→ **Description of the task**
Set down the full listing exactly as given. Any pictures are to be left out.

→ **Provided data**
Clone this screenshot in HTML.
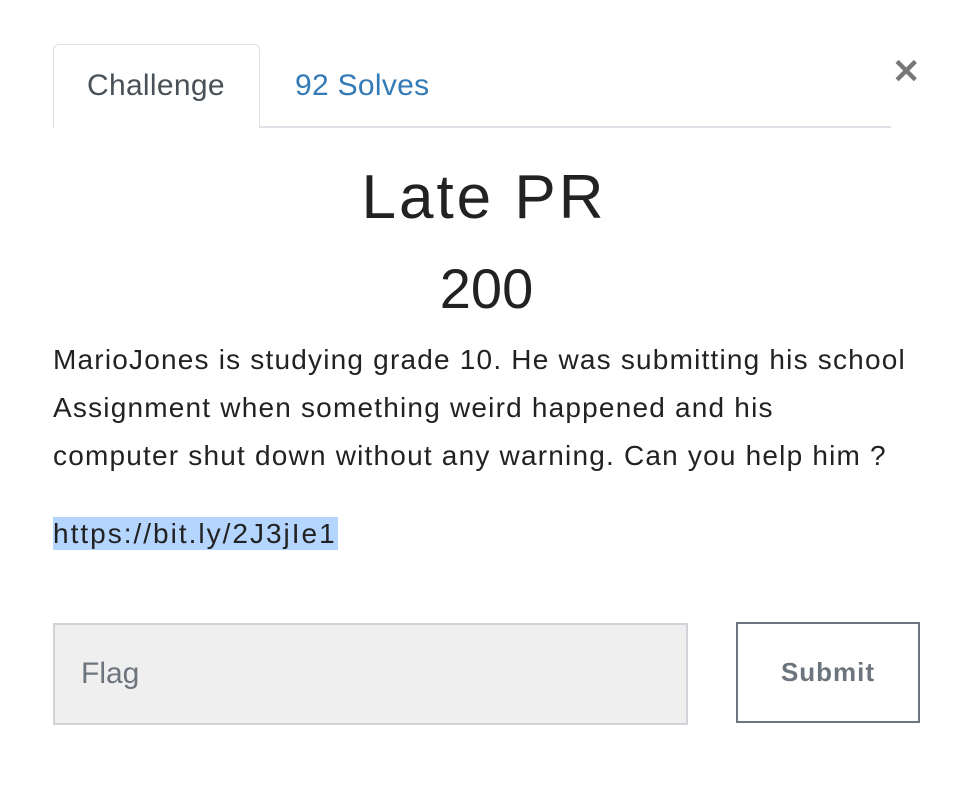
<!DOCTYPE html>
<html><head><meta charset="utf-8"><style>
body{margin:0;background:#fff;width:978px;height:796px;position:relative;font-family:"Liberation Sans",sans-serif;overflow:hidden}
.tab{position:absolute;left:53px;top:44px;width:207px;height:84px;border:1px solid #dee2e6;border-bottom:none;border-radius:6px 6px 0 0;background:#fff;box-sizing:border-box}
.line{position:absolute;left:53px;top:126px;width:838px;height:2px;background:#dee2e6}
.t1{position:absolute;left:87px;top:69px;font-size:30px;color:#495057;letter-spacing:0.3px}
.t2{position:absolute;left:295px;top:69px;font-size:30px;color:#337ab7;letter-spacing:0.3px}
.x{position:absolute;left:892px;top:52px;font-size:34px;font-weight:bold;color:#777}
h1{position:absolute;left:0;width:968px;text-align:center;top:162px;margin:0;font-size:62px;font-weight:normal;color:#222;letter-spacing:3px}
.pts{position:absolute;left:0;width:973px;text-align:center;top:256px;font-size:56px;color:#222}
.desc{position:absolute;left:53px;top:336px;width:920px;font-size:28px;line-height:48px;color:#222;letter-spacing:1.2px;white-space:nowrap}
.link{position:absolute;left:53px;top:517px;font-size:28px;line-height:33px;background:#b4d5fe;color:#222;padding-right:1px;letter-spacing:2px}
.inp{position:absolute;left:53px;top:623px;width:635px;height:102px;background:#efefef;border:2px solid #d0d4d9;box-sizing:border-box}
.inp span{position:absolute;left:26px;top:32px;font-size:30px;color:#6c757d}
.btn{position:absolute;left:736px;top:622px;width:184px;height:101px;border:2px solid #6c757d;box-sizing:border-box;text-align:center;line-height:97px;font-size:26px;font-weight:bold;color:#6c757d;letter-spacing:1px}
</style></head><body>
<div class="line"></div>
<div class="tab"></div>
<div class="t1">Challenge</div>
<div class="t2">92 Solves</div>
<div class="x">✕</div>
<h1>Late PR</h1>
<div class="pts">200</div>
<div class="desc">MarioJones is studying grade 10. He was submitting his school<br>Assignment when something weird happened and his<br>computer shut down without any warning. Can you help him ?</div>
<div class="link">https://bit.ly/2J3jIe1</div>
<div class="inp"><span>Flag</span></div>
<div class="btn">Submit</div>
</body></html>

→ **Final result**
Clone this screenshot in HTML.
<!DOCTYPE html>
<html><head><meta charset="utf-8"><style>
body{margin:0;background:#fff;width:978px;height:796px;position:relative;font-family:"Liberation Sans",sans-serif;overflow:hidden}
.tab{position:absolute;left:53px;top:44px;width:207px;height:84px;border:1px solid #dee2e6;border-bottom:none;border-radius:6px 6px 0 0;background:#fff;box-sizing:border-box}
.line{position:absolute;left:53px;top:126px;width:838px;height:2px;background:#dee2e6}
.t1{position:absolute;left:87px;top:69px;font-size:30px;color:#495057;letter-spacing:0.3px}
.t2{position:absolute;left:295px;top:69px;font-size:30px;color:#337ab7;letter-spacing:0.3px}
.x{position:absolute;left:892px;top:52px;font-size:34px;font-weight:bold;color:#777}
h1{position:absolute;left:0;width:968px;text-align:center;top:162px;margin:0;font-size:62px;font-weight:normal;color:#222;letter-spacing:3px}
.pts{position:absolute;left:0;width:973px;text-align:center;top:256px;font-size:56px;color:#222}
.desc{position:absolute;left:53px;top:336px;width:920px;font-size:28px;line-height:48px;color:#222;letter-spacing:1.2px;white-space:nowrap}
.link{position:absolute;left:53px;top:517px;font-size:28px;line-height:33px;background:#b4d5fe;color:#222;padding-right:1px;letter-spacing:2px}
.inp{position:absolute;left:53px;top:623px;width:635px;height:102px;background:#efefef;border:2px solid #d0d4d9;box-sizing:border-box}
.inp span{position:absolute;left:26px;top:32px;font-size:30px;color:#6c757d}
.btn{position:absolute;left:736px;top:622px;width:184px;height:101px;border:2px solid #6c757d;box-sizing:border-box;text-align:center;line-height:97px;font-size:26px;font-weight:bold;color:#6c757d;letter-spacing:1px}
</style></head><body>
<div class="line"></div>
<div class="tab"></div>
<div class="t1">Challenge</div>
<div class="t2">92 Solves</div>
<div class="x">✕</div>
<h1>Late PR</h1>
<div class="pts">200</div>
<div class="desc">MarioJones is studying grade 10. He was submitting his school<br>Assignment when something weird happened and his<br>computer shut down without any warning. Can you help him ?</div>
<div class="link">https://bit.ly/2J3jIe1</div>
<div class="inp"><span>Flag</span></div>
<div class="btn">Submit</div>
</body></html>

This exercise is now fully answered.